A Common Sense Analysis Gives Insurers Entitlement to Full Setoff of PIP Benefits
The Second District of Court of Appeal recently addressed the issue of whether an insurer is entitled to have a full setoff of PIP benefits from a jury award in a bodily injury suit when only a portion of the medical expenses claimed by the Plaintiff were caused by the accident.
In Carpenter v. Chavez, 41 Fla. L. Weekly D1998 (Fla. Sept. 9, 2016), Chavez incurred medical expenses as a result of an automobile accident but only received a fraction of those expenses after the jury considered evidence of a preexisting condition. In addition to the jury award, Chavez received the full $10,000 of PIP payments for medical expenses related to the accident. At a hearing to determine the PIP setoff, Carpenter argued that a full setoff of $10,000 comported with the “common sense” approach advanced by the Fourth District of Appeal.
The “common sense” approach states that when a jury awards damages that are the same type of damages covered by PIP, the Plaintiff should not receive a windfall as a result of the court’s duplication of benefits. However, the party seeking a setoff has the burden to prove that a duplication of benefits has occurred. This approach mirrors Florida statute Section 627.736(3), which precludes an injured party from recovering any damages for which PIP benefits are paid or payable.

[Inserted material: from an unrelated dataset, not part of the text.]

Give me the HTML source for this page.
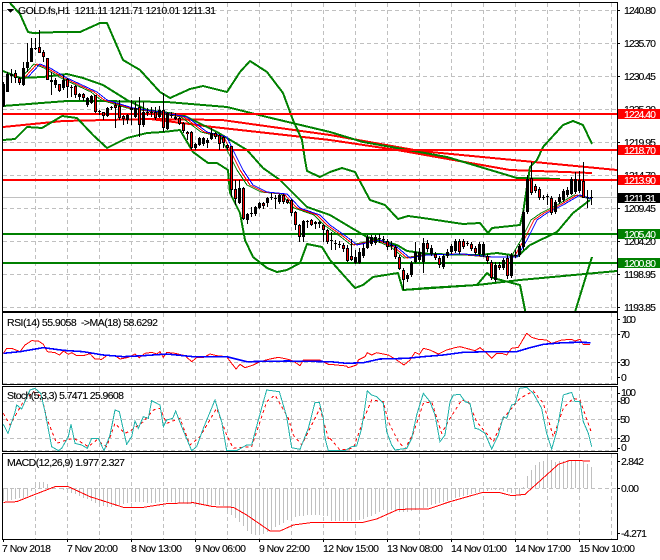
<!DOCTYPE html>
<html><head><meta charset="utf-8"><style>
html,body{margin:0;padding:0;background:#fff;width:660px;height:560px;overflow:hidden}
svg{display:block}
text{font-family:"Liberation Sans",sans-serif;font-size:10.5px;fill:#000;stroke:#000;stroke-width:.12}
.n{vector-effect:non-scaling-stroke;fill:none}
</style></head><body>
<svg width="660" height="560" viewBox="0 0 660 560" shape-rendering="crispEdges">
<defs>
<clipPath id="m"><rect x="3" y="3" width="614" height="308"/></clipPath>
<clipPath id="r"><rect x="3" y="313" width="614" height="71"/></clipPath>
<clipPath id="s"><rect x="3" y="387" width="614" height="64"/></clipPath>
</defs>
<!-- grid -->
<path fill="none" stroke="#c0c0c0" stroke-dasharray="4 3" d="M35.5 3V311M67.5 3V311M99.5 3V311M131.5 3V311M163.5 3V311M195.5 3V311M227.5 3V311M259.5 3V311M291.5 3V311M323.5 3V311M355.5 3V311M387.5 3V311M419.5 3V311M451.5 3V311M483.5 3V311M515.5 3V311M547.5 3V311M579.5 3V311M611.5 3V311
M35.5 313V384M67.5 313V384M99.5 313V384M131.5 313V384M163.5 313V384M195.5 313V384M227.5 313V384M259.5 313V384M291.5 313V384M323.5 313V384M355.5 313V384M387.5 313V384M419.5 313V384M451.5 313V384M483.5 313V384M515.5 313V384M547.5 313V384M579.5 313V384M611.5 313V384
M35.5 387V451M67.5 387V451M99.5 387V451M131.5 387V451M163.5 387V451M195.5 387V451M227.5 387V451M259.5 387V451M291.5 387V451M323.5 387V451M355.5 387V451M387.5 387V451M419.5 387V451M451.5 387V451M483.5 387V451M515.5 387V451M547.5 387V451M579.5 387V451M611.5 387V451
M35.5 454V539M67.5 454V539M99.5 454V539M131.5 454V539M163.5 454V539M195.5 454V539M227.5 454V539M259.5 454V539M291.5 454V539M323.5 454V539M355.5 454V539M387.5 454V539M419.5 454V539M451.5 454V539M483.5 454V539M515.5 454V539M547.5 454V539M579.5 454V539M611.5 454V539
M3 10.500H617M3 43.500H617M3 76.500H617M3 109.500H617M3 142.500H617M3 175.500H617M3 208.500H617M3 241.500H617M3 274.500H617M3 307.500H617
M3 334.500H617M3 362.500H617M3 383.500H617M3 401.500H617M3 419.500H617M3 438.500H617M3 450.500H617M3 488.500H617"/>
<path fill="none" stroke="#c0c0c0" d="M3 197.500H617"/>

<!-- main chart -->
<g clip-path="url(#m)">
<g fill="none" stroke="#ff0000" stroke-width="2">
<path d="M3 127L63 121L150 119L213 127L330 140L397 150L510 170L592 173"/>
<path d="M150 119L222 120L330 135L420 151L617 170"/>
</g>
<g fill="none" stroke="#008000" stroke-width="2" stroke-linejoin="round">
<path d="M10 3L20 14L28 32L33 33L60 32L80 32L100 23L107 23L123 60L140 70L160 92L170 98L190 89L203 86L227 92L240 72L250 61L267 72L283 93L293 120L302 140L305 160L307 171L320 177L330 172L342 168L355 172L370 200L385 205L398 219L408 216L423 218L463 224L480 223L488 233L492 228L520 225L523 213L530 167L537 160L543 147L563 125L573 121L583 125L592 144"/>
<path d="M3 71L20 78L43 77L67 74L83 78L103 85L127 100L147 110L183 115L217 132L247 150L263 168L280 180L293 193L307 207L330 215L350 227L367 237L397 245L407 251L430 254L480 255L497 253L518 256L530 245L557 232L573 213L590 200"/>
<path d="M3 140L15 139L27 127L42 128L62 116L77 118L93 135L107 148L127 138L147 133L163 132L180 130L193 152L208 163L217 163L228 170L230 193L240 213L245 240L253 257L267 268L277 272L287 270L300 263L307 244L322 247L330 260L355 288L363 285L373 277L398 273L403 290L427 288L477 285L487 273L493 278L520 285L527 320"/>
<path d="M575 312L587 273L592 257"/>
<path d="M3 106L67 101L100 101L167 102L227 107L267 117L330 132L363 142L397 148L447 157L497 172L517 178L560 179"/>
<path d="M403 290L477 285L520 280L617 271"/>
</g>
<g stroke="#ff0000" stroke-width="2"><path d="M3 114H617M3 150H617M3 180H617"/></g>
<g stroke="#008000" stroke-width="2"><path d="M3 234H617M3 263H617"/></g>
<!-- moving averages -->
<g fill="none">
<path stroke="#008000" transform="translate(-6,0)" d="M28 77L40 64L50 68L67 78L97 92L107 100L133 108L160 112L187 117L207 132L227 137L233 150L243 170L253 185L267 192L287 194L300 208L320 215L330 225L347 237L357 245L380 240L397 247L410 258L427 255L463 254L493 257L517 257L527 240L537 220L547 213L563 205L580 195L597 199"/>
<path stroke="#ff0000" transform="translate(-3,0)" d="M28 77L40 64L50 68L67 78L97 92L107 100L133 108L160 112L187 117L207 132L227 137L233 150L243 170L253 185L267 192L287 194L300 208L320 215L330 225L347 237L357 245L380 240L397 247L410 258L427 255L463 254L493 257L517 257L527 240L537 220L547 213L563 205L580 195L595 199"/>
<path stroke="#0000ff" d="M28 77L40 64L50 68L67 78L97 92L107 100L133 108L160 112L187 117L207 132L227 137L233 150L243 170L253 185L267 192L287 194L300 208L320 215L330 225L347 237L357 245L380 240L397 247L410 258L427 255L463 254L493 257L517 257L527 240L537 220L547 213L563 205L580 195L592 199"/>
</g>
<!-- candle wicks -->
<path stroke="#000" fill="none" d="M3.500 82V107M7.500 72V92M11.500 69V83M15.500 70V83M19.500 77V85M23.500 62V86M27.500 43V72M31.500 38V62M35.500 38V50M39.500 30V53M43.500 50V62M47.500 58V80M51.500 72V95M55.500 78V88M59.500 84V92M63.500 75V90M67.500 78V98M71.500 85V97M75.500 85V98M79.500 93V100M83.500 93V101M87.500 97V107M91.500 95V104M95.500 95V113M99.500 110V115M103.500 112V120M107.500 107V117M111.500 106V110M115.500 103V128M119.500 100V120M123.500 115V125M127.500 114V124M131.500 100V125M135.500 102V118M139.500 97V137M143.500 102V127M147.500 108V116M151.500 107V117M155.500 107V120M159.500 106V118M163.500 93V132M167.500 112V130M171.500 112V118M175.500 113V120M179.500 117V125M183.500 122V133M187.500 131V140M191.500 131V150M195.500 143V150M199.500 137V146M203.500 137V146M207.500 138V148M211.500 128V140M215.500 132V139M219.500 134V150M223.500 136V148M227.500 144V150M231.500 146V197M235.500 180V205M239.500 180V204M243.500 187V220M247.500 213V224M251.500 207V217M255.500 206V216M259.500 202V209M263.500 202V209M267.500 197V207M271.500 193V200M275.500 195V209M279.500 194V204M283.500 194V204M287.500 199V204M291.500 199V216M295.500 211V230M299.500 224V242M303.500 220V242M307.500 220V228M311.500 219V226M315.500 221V229M319.500 221V228M323.500 224V242M327.500 229V244M331.500 232V250M335.500 240V250M339.500 241V248M343.500 243V252M347.500 245V262M351.500 239V261M355.500 250V264M359.500 248V264M363.500 244V258M367.500 235V249M371.500 235V246M375.500 235V245M379.500 234V243M383.500 236V243M387.500 239V250M391.500 241V250M395.500 245V259M399.500 255V270M403.500 268V290M407.500 273V282M411.500 261V277M415.500 242V263M419.500 248V262M423.500 238V273M427.500 240V252M431.500 245V256M435.500 252V260M439.500 256V268M443.500 254V269M447.500 249V258M451.500 244V254M455.500 239V253M459.500 239V254M463.500 239V249M467.500 241V246M471.500 242V251M475.500 246V255M479.500 242V256M483.500 242V257M487.500 254V264M491.500 260V280M495.500 262V282M499.500 262V270M503.500 258V270M507.500 255V279M511.500 253V278M515.500 250V258M519.500 244V257M523.500 210V250M527.500 175V214M531.500 162V195M535.500 184V193M539.500 187V200M543.500 195V200M547.500 194V205M551.500 196V215M555.500 200V214M559.500 194V204M563.500 189V202M567.500 187V197M571.500 177V195M575.500 172V194M579.500 171V193M583.500 162V198M587.500 190V208M591.500 190V205"/>
<!-- candle bodies -->
<path stroke="#000" stroke-width="3" fill="none" d="M3.500 84V106M7.500 74V92M11.500 74V76M15.500 73V78M19.500 78V83M23.500 68V85M27.500 62V68M31.500 48V62M35.500 48V49M39.500 47V53M43.500 52V57M47.500 58V80M51.500 80V82M55.500 80V85M59.500 84V91M63.500 80V88M67.500 79V87M71.500 87V88M75.500 86V95M79.500 94V97M83.500 94V98M87.500 98V105M91.500 96V103M95.500 95V112M99.500 111V112M103.500 112V116M107.500 108V116M111.500 107V108M115.500 105V108M119.500 106V118M123.500 116V119M127.500 115V120M131.500 108V110M135.500 108V117M139.500 107V125M143.500 112V125M147.500 112V113M151.500 112V113M155.500 112V118M159.500 110V117M163.500 110V128M167.500 113V129M171.500 115V116M175.500 117V119M179.500 118V124M183.500 123V131M187.500 132V134M191.500 132V148M195.500 144V148M199.500 138V145M203.500 138V144M207.500 140V143M211.500 133V139M215.500 133V137M219.500 135V144M223.500 137V143M227.500 145V148M231.500 146V190M235.500 189V199M239.500 188V203M243.500 188V219M247.500 214V220M251.500 213V214M255.500 207V214M259.500 203V208M263.500 203V206M267.500 198V203M271.500 197V198M275.500 198V199M279.500 195V202M283.500 195V202M287.500 200V203M291.500 200V213M295.500 212V225M299.500 225V237M303.500 221V237M307.500 221V222M311.500 220V225M315.500 222V224M319.500 222V224M323.500 225V230M327.500 230V242M331.500 240V241M335.500 243V244M339.500 244V245M343.500 245V249M347.500 248V261M351.500 256V260M355.500 257V263M359.500 252V263M363.500 248V256M367.500 237V248M371.500 237V244M375.500 237V243M379.500 238V239M383.500 239V240M387.500 241V247M391.500 245V246M395.500 247V257M399.500 257V269M403.500 270V280M407.500 275V279M411.500 263V275M415.500 252V262M419.500 252V260M423.500 243V262M427.500 243V249M431.500 248V254M435.500 254V258M439.500 258V265M443.500 256V267M447.500 252V256M451.500 246V252M455.500 241V251M459.500 241V252M463.500 241V247M467.500 243V244M471.500 244V249M475.500 248V253M479.500 244V254M483.500 244V255M487.500 256V261M491.500 262V278M495.500 265V280M499.500 265V268M503.500 260V268M507.500 258V276M511.500 255V276M515.500 255V256M519.500 246V255M523.500 212V247M527.500 179V212M531.500 178V193M535.500 186V191M539.500 189V198M543.500 197V198M547.500 196V197M551.500 198V213M555.500 202V212M559.500 197V202M563.500 191V200M567.500 190V195M571.500 179V194M575.500 179V192M579.500 180V191M583.500 181V198M587.500 197V198M591.500 197V198"/>
<path stroke="#ff0000" fill="none" d="M15.500 74V77M19.500 79V82M39.500 48V52M43.500 53V56M47.500 59V79M59.500 85V90M67.500 80V86M75.500 87V94M83.500 95V97M95.500 96V111M103.500 113V115M115.500 106V107M119.500 107V117M123.500 117V118M139.500 108V124M155.500 113V117M163.500 111V127M179.500 119V123M183.500 124V130M187.500 133V134M191.500 133V147M215.500 134V136M219.500 136V143M223.500 138V142M227.500 146V147M231.500 147V189M235.500 190V198M243.500 189V218M263.500 204V205M283.500 196V201M287.500 201V202M291.500 201V212M295.500 213V224M299.500 226V236M311.500 221V224M323.500 226V229M327.500 231V241M343.500 246V248M347.500 249V260M351.500 257V259M387.500 242V246M395.500 248V256M399.500 258V268M403.500 271V279M427.500 244V248M435.500 255V257M439.500 259V264M459.500 242V251M463.500 242V246M471.500 245V248M475.500 249V252M487.500 257V260M491.500 263V277M499.500 266V267M507.500 259V275M531.500 179V192M535.500 187V190M539.500 190V197M551.500 199V212M583.500 182V197"/>
</g>

<!-- RSI -->
<g clip-path="url(#r)"><g transform="translate(0,305) scale(.33333)">
<polyline class="n" stroke="#ff0000" points="10,145 20,130 35,130 60,140 75,120 95,107 115,108 130,118 142,140 165,143 178,150 190,138 205,148 215,143 230,152 250,152 270,146 285,162 305,163 320,152 345,152 360,162 385,157 405,147 418,158 435,145 455,142 470,147 480,140 490,157 500,142 525,145 555,152 575,170 590,158 610,158 630,147 650,152 680,155 695,175 708,192 720,178 735,188 760,180 780,170 810,162 835,157 860,162 880,168 900,182 910,165 960,165 985,178 990,178"/>
<polyline class="n" stroke="#0000ff" stroke-width="1.6" points="10,145 60,140 130,128 190,136 250,140 310,150 370,155 430,152 500,147 580,155 680,155 740,170 860,168 990,170"/>
</g>
<g transform="translate(330,305) scale(.33333)">
<polyline class="n" stroke="#ff0000" points="0,178 50,183 55,188 80,180 85,165 105,155 112,143 125,150 140,143 175,150 200,165 222,180 240,165 255,142 268,148 280,130 300,135 325,147 350,135 375,128 390,125 420,133 435,137 450,128 465,140 485,160 500,145 515,145 530,150 545,130 565,127 590,85 605,97 625,103 650,105 665,115 695,105 725,103 735,108 750,103 760,118 780,118"/>
<polyline class="n" stroke="#0000ff" stroke-width="1.6" points="0,170 50,175 100,173 150,162 230,160 280,155 340,150 400,142 480,140 560,140 600,128 640,118 700,113 750,112 782,113"/>
</g></g>

<!-- Stochastic -->
<g clip-path="url(#s)"><g transform="translate(0,305) scale(.33333)">
<polyline class="n" stroke="#ff0000" stroke-dasharray="3 3" points="10,325 30,360 50,325 70,290 100,260 125,275 140,340 170,415 200,405 220,400 240,410 265,425 290,405 320,425 345,355 375,385 395,375 430,350 460,315 480,310 500,355 540,340 570,420 600,395 650,310 680,390 700,430 755,425 800,290 825,270 865,340 880,390 905,420 960,310 985,400 990,400"/>
<polyline class="n" stroke="#20b2aa" points="10,358 24,385 45,322 50,300 65,312 90,255 105,250 122,265 135,320 155,425 175,437 185,430 205,395 213,358 225,415 245,420 262,430 275,400 295,400 312,437 330,390 345,315 358,320 380,418 395,395 405,348 415,370 430,335 445,340 455,287 480,300 490,365 500,345 518,340 527,318 545,365 575,437 590,425 610,370 645,285 665,350 680,437 710,437 740,420 755,420 775,345 800,255 838,260 860,335 875,428 900,433 925,370 945,292 958,292 970,340 975,400 985,437 990,437"/>
</g>
<g transform="translate(330,305) scale(.33333)">
<polyline class="n" stroke="#ff0000" stroke-dasharray="3 3" points="0,400 30,435 70,430 100,345 125,285 160,290 175,350 205,410 225,432 250,385 280,295 305,290 335,385 360,340 395,285 415,290 440,350 490,410 520,340 570,280 610,258 640,295 670,395 700,310 730,280 750,285 785,385"/>
<polyline class="n" stroke="#20b2aa" points="0,437 45,437 65,425 80,423 95,370 112,257 125,270 140,275 160,295 170,380 185,420 195,435 230,430 245,400 260,330 280,265 300,290 315,330 330,410 345,390 360,290 370,270 390,268 405,290 420,295 435,370 445,372 465,385 485,432 505,390 520,335 530,340 545,300 555,297 568,250 590,247 610,265 635,310 650,385 665,432 680,380 700,270 725,262 735,290 750,290 760,350 775,385 785,425"/>
</g></g>

<!-- MACD -->
<path stroke="#c0c0c0" fill="none" d="M3.500 488V501M7.500 488V501M11.500 488V500M15.500 488V499M19.500 488V498M23.500 488V498M27.500 488V496M31.500 488V491M35.500 488V484M39.500 488V482M43.500 488V482M47.500 488V484M51.500 488V487M59.500 488V489M63.500 488V490M67.500 488V491M71.500 488V493M75.500 488V494M79.500 488V496M83.500 488V498M87.500 488V499M91.500 488V501M95.500 488V503M99.500 488V505M103.500 488V506M107.500 488V507M111.500 488V507M115.500 488V506M119.500 488V505M123.500 488V504M127.500 488V503M131.500 488V502M135.500 488V502M139.500 488V502M143.500 488V502M147.500 488V503M151.500 488V503M155.500 488V503M159.500 488V502M163.500 488V502M167.500 488V502M171.500 488V502M175.500 488V503M179.500 488V503M183.500 488V503M187.500 488V504M191.500 488V504M195.500 488V505M199.500 488V505M203.500 488V505M207.500 488V505M211.500 488V505M215.500 488V505M219.500 488V505M223.500 488V506M227.500 488V510M231.500 488V515M235.500 488V518M239.500 488V522M243.500 488V526M247.500 488V531M251.500 488V534M255.500 488V535M259.500 488V535M263.500 488V534M267.500 488V532M271.500 488V530M275.500 488V527M279.500 488V525M283.500 488V523M287.500 488V520M291.500 488V518M295.500 488V517M299.500 488V516M303.500 488V516M307.500 488V515M311.500 488V515M315.500 488V515M319.500 488V515M323.500 488V516M327.500 488V516M331.500 488V521M335.500 488V521M339.500 488V521M343.500 488V521M347.500 488V521M351.500 488V521M355.500 488V520M359.500 488V520M363.500 488V519M367.500 488V517M371.500 488V516M375.500 488V514M379.500 488V512M383.500 488V510M387.500 488V510M391.500 488V510M395.500 488V511M399.500 488V512M403.500 488V512M407.500 488V512M411.500 488V511M415.500 488V510M419.500 488V509M423.500 488V508M427.500 488V507M431.500 488V505M435.500 488V504M439.500 488V503M443.500 488V502M447.500 488V501M451.500 488V500M455.500 488V498M459.500 488V497M463.500 488V496M467.500 488V495M471.500 488V494M475.500 488V493M479.500 488V492M483.500 488V492M487.500 488V491M491.500 488V490M495.500 488V490M499.500 488V490M503.500 488V491M507.500 488V492M511.500 488V493M515.500 488V494M519.500 488V495M523.500 488V487M527.500 488V476M531.500 488V470M535.500 488V465M539.500 488V462M543.500 488V461M547.500 488V458M551.500 488V460M555.500 488V462M559.500 488V461M563.500 488V461M567.500 488V461M571.500 488V461M575.500 488V461M579.500 488V462M583.500 488V462M587.500 488V464M591.500 488V467"/>
<g transform="translate(0,445) scale(.33333)"><polyline class="n" stroke="#ff0000" points="10,172 50,170 100,150 165,125 205,125 270,155 370,187 430,187 500,176 580,173 640,185 700,187 740,210 810,258 840,258 880,240 940,232 990,232"/></g>
<g transform="translate(330,445) scale(.33333)"><polyline class="n" stroke="#ff0000" points="0,232 100,232 140,222 205,193 295,192 360,170 455,143 510,143 545,152 585,148 685,58 720,46 780,48"/></g>

<!-- frames -->
<path fill="none" stroke="#000" d="M2.500 2.500H617.500V311.500H2.500ZM2.500 312.500H617.500V384.500H2.500ZM2.500 386.500H617.500V451.500H2.500ZM2.500 453.500H617.500V539.500H2.500Z"/>
<!-- ticks -->
<path stroke="#000" fill="none" d="M617 10.500h3M617 43.500h3M617 76.500h3M617 109.500h3M617 142.500h3M617 175.500h3M617 208.500h3M617 241.500h3M617 274.500h3M617 307.500h3M617 319.500h3M617 334.500h3M617 362.500h3M617 377.500h3M617 393.500h3M617 401.500h3M617 419.500h3M617 438.500h3M617 448.500h3M617 461.500h3M617 488.500h3M617 533.500h3M3.500 539v3M67.500 539v3M131.500 539v3M195.500 539v3M259.500 539v3M323.500 539v3M387.500 539v3M451.500 539v3M515.500 539v3M579.500 539v3"/>
<path d="M7 9h7l-3.500 4z" fill="#000"/>

<text x="18" y="14" textLength="198" lengthAdjust="spacing" xml:space="preserve">GOLD.fs,H1  1211.11 1211.71 1210.01 1211.31</text>
<text x="7" y="326" textLength="151" lengthAdjust="spacing" xml:space="preserve">RSI(14) 55.9058  -&gt;MA(18) 58.6292</text>
<text x="7" y="399" textLength="117" lengthAdjust="spacing">Stoch(5,3,3) 5.7471 25.9608</text>
<text x="7" y="466" textLength="118" lengthAdjust="spacing">MACD(12,26,9) 1.977 2.327</text>

<!-- price axis -->
<g>
<text x="624" y="14" textLength="32">1240.80</text>
<text x="624" y="47" textLength="32">1235.70</text>
<text x="624" y="80" textLength="32">1230.45</text>
<text x="624" y="113" textLength="32">1225.20</text>
<text x="624" y="146" textLength="32">1219.95</text>
<text x="624" y="179" textLength="32">1214.70</text>
<text x="624" y="212" textLength="32">1209.45</text>
<text x="624" y="245" textLength="32">1204.20</text>
<text x="624" y="278" textLength="32">1198.95</text>
<text x="624" y="311" textLength="32">1193.85</text>
<text x="622" y="323" textLength="14">100</text>
<text x="620" y="338" textLength="10">70</text>
<text x="620" y="366" textLength="10">30</text>
<text x="621" y="381">0</text>
<text x="621" y="396" textLength="15">100</text>
<text x="620" y="404" textLength="10">80</text>
<text x="620" y="423" textLength="10">50</text>
<text x="620" y="442" textLength="10">20</text>
<text x="621" y="451">0</text>
<text x="621" y="465" textLength="23">2.842</text>
<text x="621" y="492" textLength="18">0.00</text>
<text x="621" y="537" textLength="26">-4.271</text>
</g>
<rect x="618" y="109" width="42" height="10" fill="#ff0000"/>
<rect x="618" y="145" width="42" height="10" fill="#ff0000"/>
<rect x="618" y="175" width="42" height="10" fill="#ff0000"/>
<rect x="618" y="193" width="42" height="10" fill="#000"/>
<rect x="618" y="229" width="42" height="10" fill="#008000"/>
<rect x="618" y="258" width="42" height="10" fill="#008000"/>
<text x="624" y="118" textLength="32" style="fill:#fff;stroke:#fff">1224.40</text>
<text x="624" y="154" textLength="32" style="fill:#fff;stroke:#fff">1218.70</text>
<text x="624" y="184" textLength="32" style="fill:#fff;stroke:#fff">1213.90</text>
<text x="624" y="202" textLength="32" style="fill:#fff;stroke:#fff">1211.31</text>
<text x="624" y="238" textLength="32" style="fill:#fff;stroke:#fff">1205.40</text>
<text x="624" y="267" textLength="32" style="fill:#fff;stroke:#fff">1200.80</text>

<!-- time axis -->
<text x="2" y="552" textLength="49">7 Nov 2018</text>
<text x="67" y="552" textLength="51">7 Nov 20:00</text>
<text x="131" y="552" textLength="51">8 Nov 13:00</text>
<text x="195" y="552" textLength="51">9 Nov 06:00</text>
<text x="259" y="552" textLength="51">9 Nov 22:00</text>
<text x="323" y="552" textLength="56">12 Nov 15:00</text>
<text x="387" y="552" textLength="56">13 Nov 08:00</text>
<text x="451" y="552" textLength="56">14 Nov 01:00</text>
<text x="515" y="552" textLength="56">14 Nov 17:00</text>
<text x="579" y="552" textLength="56">15 Nov 10:00</text>
</svg>
</body></html>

The Court determined that Chavez exhausted her $10,000 of PIP benefits for medical expenses that were reasonable, related and medically necessary. As the jury determined that Chavez was only entitled to a portion of medical expenses claimed by Chavez as having been caused by the accident, the Court found that the $10,000 paid to Chavez for PIP benefits was duplicated in the jury award. As such, the Court remanded the case to the trial court to order the full $10,000 deducted from the jury award.
Defendants can use this setoff to their advantage by arguing that a jury award must include those damages for which PIP is payable. By invoking this setoff in future cases, Defendants can prevent a Plaintiff from receiving a double recovery.